- **GIVEN INSTRUCTION**:
Write out the listing below exactly, and omit any images you find in it.

____________

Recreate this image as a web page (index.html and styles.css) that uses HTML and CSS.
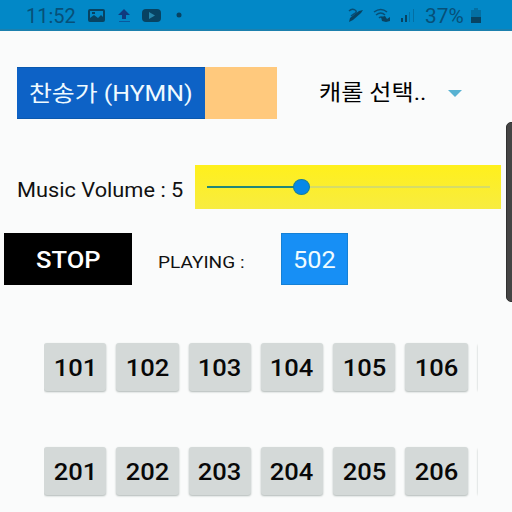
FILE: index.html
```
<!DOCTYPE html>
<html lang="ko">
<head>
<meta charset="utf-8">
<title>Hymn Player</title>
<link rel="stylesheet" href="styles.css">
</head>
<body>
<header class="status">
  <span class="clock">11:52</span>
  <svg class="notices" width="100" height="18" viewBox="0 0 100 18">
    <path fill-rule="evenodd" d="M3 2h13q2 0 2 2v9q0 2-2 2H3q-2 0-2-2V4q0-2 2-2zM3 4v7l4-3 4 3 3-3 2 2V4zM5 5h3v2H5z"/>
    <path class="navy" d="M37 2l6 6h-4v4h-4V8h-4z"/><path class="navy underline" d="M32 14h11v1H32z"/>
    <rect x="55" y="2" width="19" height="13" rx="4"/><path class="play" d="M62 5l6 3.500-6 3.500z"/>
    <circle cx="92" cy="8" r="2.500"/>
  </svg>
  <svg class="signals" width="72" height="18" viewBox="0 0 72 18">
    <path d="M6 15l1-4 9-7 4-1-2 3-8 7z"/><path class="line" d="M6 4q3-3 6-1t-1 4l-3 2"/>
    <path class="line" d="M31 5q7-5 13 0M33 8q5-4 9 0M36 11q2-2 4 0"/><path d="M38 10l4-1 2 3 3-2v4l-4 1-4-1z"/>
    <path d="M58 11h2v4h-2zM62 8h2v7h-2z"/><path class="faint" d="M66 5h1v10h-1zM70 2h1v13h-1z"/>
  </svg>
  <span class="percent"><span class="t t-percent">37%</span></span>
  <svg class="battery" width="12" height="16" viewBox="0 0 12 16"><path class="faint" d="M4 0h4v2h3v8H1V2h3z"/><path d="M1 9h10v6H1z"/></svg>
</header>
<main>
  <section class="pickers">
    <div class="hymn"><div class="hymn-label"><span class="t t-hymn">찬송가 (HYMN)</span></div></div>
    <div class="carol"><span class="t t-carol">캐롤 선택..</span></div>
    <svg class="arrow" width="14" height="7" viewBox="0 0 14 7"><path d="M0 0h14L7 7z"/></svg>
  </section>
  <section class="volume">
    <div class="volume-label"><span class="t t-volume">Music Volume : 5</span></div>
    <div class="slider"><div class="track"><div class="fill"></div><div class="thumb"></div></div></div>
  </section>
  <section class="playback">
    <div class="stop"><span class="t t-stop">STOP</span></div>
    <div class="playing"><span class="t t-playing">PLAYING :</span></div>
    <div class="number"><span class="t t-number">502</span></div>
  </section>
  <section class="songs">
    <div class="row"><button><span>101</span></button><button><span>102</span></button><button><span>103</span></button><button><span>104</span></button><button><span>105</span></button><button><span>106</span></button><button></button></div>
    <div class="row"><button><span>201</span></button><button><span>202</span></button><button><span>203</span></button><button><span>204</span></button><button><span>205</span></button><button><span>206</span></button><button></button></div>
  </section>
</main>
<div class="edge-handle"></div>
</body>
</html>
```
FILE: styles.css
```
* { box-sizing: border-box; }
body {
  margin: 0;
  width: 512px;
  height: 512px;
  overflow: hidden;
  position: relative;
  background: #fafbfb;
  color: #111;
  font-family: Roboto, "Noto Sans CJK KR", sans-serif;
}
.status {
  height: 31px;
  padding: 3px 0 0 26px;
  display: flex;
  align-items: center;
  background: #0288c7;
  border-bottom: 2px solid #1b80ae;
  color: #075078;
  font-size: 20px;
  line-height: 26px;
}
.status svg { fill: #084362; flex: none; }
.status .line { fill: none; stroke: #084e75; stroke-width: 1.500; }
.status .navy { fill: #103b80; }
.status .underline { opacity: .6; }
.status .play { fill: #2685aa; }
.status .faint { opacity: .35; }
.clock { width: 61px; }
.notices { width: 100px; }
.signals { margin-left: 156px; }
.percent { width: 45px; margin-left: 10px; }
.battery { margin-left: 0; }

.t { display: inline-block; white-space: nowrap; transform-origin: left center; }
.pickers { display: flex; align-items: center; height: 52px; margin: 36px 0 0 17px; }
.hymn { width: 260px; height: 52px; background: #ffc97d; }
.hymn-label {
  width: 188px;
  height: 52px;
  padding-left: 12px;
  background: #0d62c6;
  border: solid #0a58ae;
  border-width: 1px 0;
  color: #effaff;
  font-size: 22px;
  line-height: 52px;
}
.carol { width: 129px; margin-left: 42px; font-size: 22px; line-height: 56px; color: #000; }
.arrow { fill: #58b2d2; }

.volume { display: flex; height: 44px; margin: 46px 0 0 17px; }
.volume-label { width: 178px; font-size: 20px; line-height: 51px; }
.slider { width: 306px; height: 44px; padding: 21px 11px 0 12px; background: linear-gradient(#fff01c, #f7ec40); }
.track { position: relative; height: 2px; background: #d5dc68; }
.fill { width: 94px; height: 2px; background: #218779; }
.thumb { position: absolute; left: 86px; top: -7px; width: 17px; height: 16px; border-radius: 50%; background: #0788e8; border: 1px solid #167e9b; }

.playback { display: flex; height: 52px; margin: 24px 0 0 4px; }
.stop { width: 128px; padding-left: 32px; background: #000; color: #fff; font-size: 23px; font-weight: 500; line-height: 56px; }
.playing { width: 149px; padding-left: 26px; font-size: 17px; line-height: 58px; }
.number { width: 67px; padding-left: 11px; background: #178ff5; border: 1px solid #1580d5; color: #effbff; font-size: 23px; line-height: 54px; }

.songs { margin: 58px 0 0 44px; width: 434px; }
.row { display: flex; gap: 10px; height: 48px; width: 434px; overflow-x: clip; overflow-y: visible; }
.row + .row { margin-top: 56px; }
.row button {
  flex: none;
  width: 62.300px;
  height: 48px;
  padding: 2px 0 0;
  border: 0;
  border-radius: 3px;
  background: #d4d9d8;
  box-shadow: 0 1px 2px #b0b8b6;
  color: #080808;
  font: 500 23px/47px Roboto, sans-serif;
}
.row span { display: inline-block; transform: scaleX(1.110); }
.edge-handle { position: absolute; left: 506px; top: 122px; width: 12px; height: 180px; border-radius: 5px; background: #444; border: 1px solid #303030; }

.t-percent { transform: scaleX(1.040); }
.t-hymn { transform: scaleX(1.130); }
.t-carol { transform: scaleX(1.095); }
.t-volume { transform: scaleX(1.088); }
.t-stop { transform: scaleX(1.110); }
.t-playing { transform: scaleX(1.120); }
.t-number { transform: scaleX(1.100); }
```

____________

- **IN RESPONSE**:
Recreate this image as a web page (index.html and styles.css) that uses HTML and CSS.
FILE: index.html
```
<!DOCTYPE html>
<html lang="ko">
<head>
<meta charset="utf-8">
<title>Hymn Player</title>
<link rel="stylesheet" href="styles.css">
</head>
<body>
<header class="status">
  <span class="clock">11:52</span>
  <svg class="notices" width="100" height="18" viewBox="0 0 100 18">
    <path fill-rule="evenodd" d="M3 2h13q2 0 2 2v9q0 2-2 2H3q-2 0-2-2V4q0-2 2-2zM3 4v7l4-3 4 3 3-3 2 2V4zM5 5h3v2H5z"/>
    <path class="navy" d="M37 2l6 6h-4v4h-4V8h-4z"/><path class="navy underline" d="M32 14h11v1H32z"/>
    <rect x="55" y="2" width="19" height="13" rx="4"/><path class="play" d="M62 5l6 3.500-6 3.500z"/>
    <circle cx="92" cy="8" r="2.500"/>
  </svg>
  <svg class="signals" width="72" height="18" viewBox="0 0 72 18">
    <path d="M6 15l1-4 9-7 4-1-2 3-8 7z"/><path class="line" d="M6 4q3-3 6-1t-1 4l-3 2"/>
    <path class="line" d="M31 5q7-5 13 0M33 8q5-4 9 0M36 11q2-2 4 0"/><path d="M38 10l4-1 2 3 3-2v4l-4 1-4-1z"/>
    <path d="M58 11h2v4h-2zM62 8h2v7h-2z"/><path class="faint" d="M66 5h1v10h-1zM70 2h1v13h-1z"/>
  </svg>
  <span class="percent"><span class="t t-percent">37%</span></span>
  <svg class="battery" width="12" height="16" viewBox="0 0 12 16"><path class="faint" d="M4 0h4v2h3v8H1V2h3z"/><path d="M1 9h10v6H1z"/></svg>
</header>
<main>
  <section class="pickers">
    <div class="hymn"><div class="hymn-label"><span class="t t-hymn">찬송가 (HYMN)</span></div></div>
    <div class="carol"><span class="t t-carol">캐롤 선택..</span></div>
    <svg class="arrow" width="14" height="7" viewBox="0 0 14 7"><path d="M0 0h14L7 7z"/></svg>
  </section>
  <section class="volume">
    <div class="volume-label"><span class="t t-volume">Music Volume : 5</span></div>
    <div class="slider"><div class="track"><div class="fill"></div><div class="thumb"></div></div></div>
  </section>
  <section class="playback">
    <div class="stop"><span class="t t-stop">STOP</span></div>
    <div class="playing"><span class="t t-playing">PLAYING :</span></div>
    <div class="number"><span class="t t-number">502</span></div>
  </section>
  <section class="songs">
    <div class="row"><button><span>101</span></button><button><span>102</span></button><button><span>103</span></button><button><span>104</span></button><button><span>105</span></button><button><span>106</span></button><button></button></div>
    <div class="row"><button><span>201</span></button><button><span>202</span></button><button><span>203</span></button><button><span>204</span></button><button><span>205</span></button><button><span>206</span></button><button></button></div>
  </section>
</main>
<div class="edge-handle"></div>
</body>
</html>
```
FILE: styles.css
```
* { box-sizing: border-box; }
body {
  margin: 0;
  width: 512px;
  height: 512px;
  overflow: hidden;
  position: relative;
  background: #fafbfb;
  color: #111;
  font-family: Roboto, "Noto Sans CJK KR", sans-serif;
}
.status {
  height: 31px;
  padding: 3px 0 0 26px;
  display: flex;
  align-items: center;
  background: #0288c7;
  border-bottom: 2px solid #1b80ae;
  color: #075078;
  font-size: 20px;
  line-height: 26px;
}
.status svg { fill: #084362; flex: none; }
.status .line { fill: none; stroke: #084e75; stroke-width: 1.500; }
.status .navy { fill: #103b80; }
.status .underline { opacity: .6; }
.status .play { fill: #2685aa; }
.status .faint { opacity: .35; }
.clock { width: 61px; }
.notices { width: 100px; }
.signals { margin-left: 156px; }
.percent { width: 45px; margin-left: 10px; }
.battery { margin-left: 0; }

.t { display: inline-block; white-space: nowrap; transform-origin: left center; }
.pickers { display: flex; align-items: center; height: 52px; margin: 36px 0 0 17px; }
.hymn { width: 260px; height: 52px; background: #ffc97d; }
.hymn-label {
  width: 188px;
  height: 52px;
  padding-left: 12px;
  background: #0d62c6;
  border: solid #0a58ae;
  border-width: 1px 0;
  color: #effaff;
  font-size: 22px;
  line-height: 52px;
}
.carol { width: 129px; margin-left: 42px; font-size: 22px; line-height: 56px; color: #000; }
.arrow { fill: #58b2d2; }

.volume { display: flex; height: 44px; margin: 46px 0 0 17px; }
.volume-label { width: 178px; font-size: 20px; line-height: 51px; }
.slider { width: 306px; height: 44px; padding: 21px 11px 0 12px; background: linear-gradient(#fff01c, #f7ec40); }
.track { position: relative; height: 2px; background: #d5dc68; }
.fill { width: 94px; height: 2px; background: #218779; }
.thumb { position: absolute; left: 86px; top: -7px; width: 17px; height: 16px; border-radius: 50%; background: #0788e8; border: 1px solid #167e9b; }

.playback { display: flex; height: 52px; margin: 24px 0 0 4px; }
.stop { width: 128px; padding-left: 32px; background: #000; color: #fff; font-size: 23px; font-weight: 500; line-height: 56px; }
.playing { width: 149px; padding-left: 26px; font-size: 17px; line-height: 58px; }
.number { width: 67px; padding-left: 11px; background: #178ff5; border: 1px solid #1580d5; color: #effbff; font-size: 23px; line-height: 54px; }

.songs { margin: 58px 0 0 44px; width: 434px; }
.row { display: flex; gap: 10px; height: 48px; width: 434px; overflow-x: clip; overflow-y: visible; }
.row + .row { margin-top: 56px; }
.row button {
  flex: none;
  width: 62.300px;
  height: 48px;
  padding: 2px 0 0;
  border: 0;
  border-radius: 3px;
  background: #d4d9d8;
  box-shadow: 0 1px 2px #b0b8b6;
  color: #080808;
  font: 500 23px/47px Roboto, sans-serif;
}
.row span { display: inline-block; transform: scaleX(1.110); }
.edge-handle { position: absolute; left: 506px; top: 122px; width: 12px; height: 180px; border-radius: 5px; background: #444; border: 1px solid #303030; }

.t-percent { transform: scaleX(1.040); }
.t-hymn { transform: scaleX(1.130); }
.t-carol { transform: scaleX(1.095); }
.t-volume { transform: scaleX(1.088); }
.t-stop { transform: scaleX(1.110); }
.t-playing { transform: scaleX(1.120); }
.t-number { transform: scaleX(1.100); }
```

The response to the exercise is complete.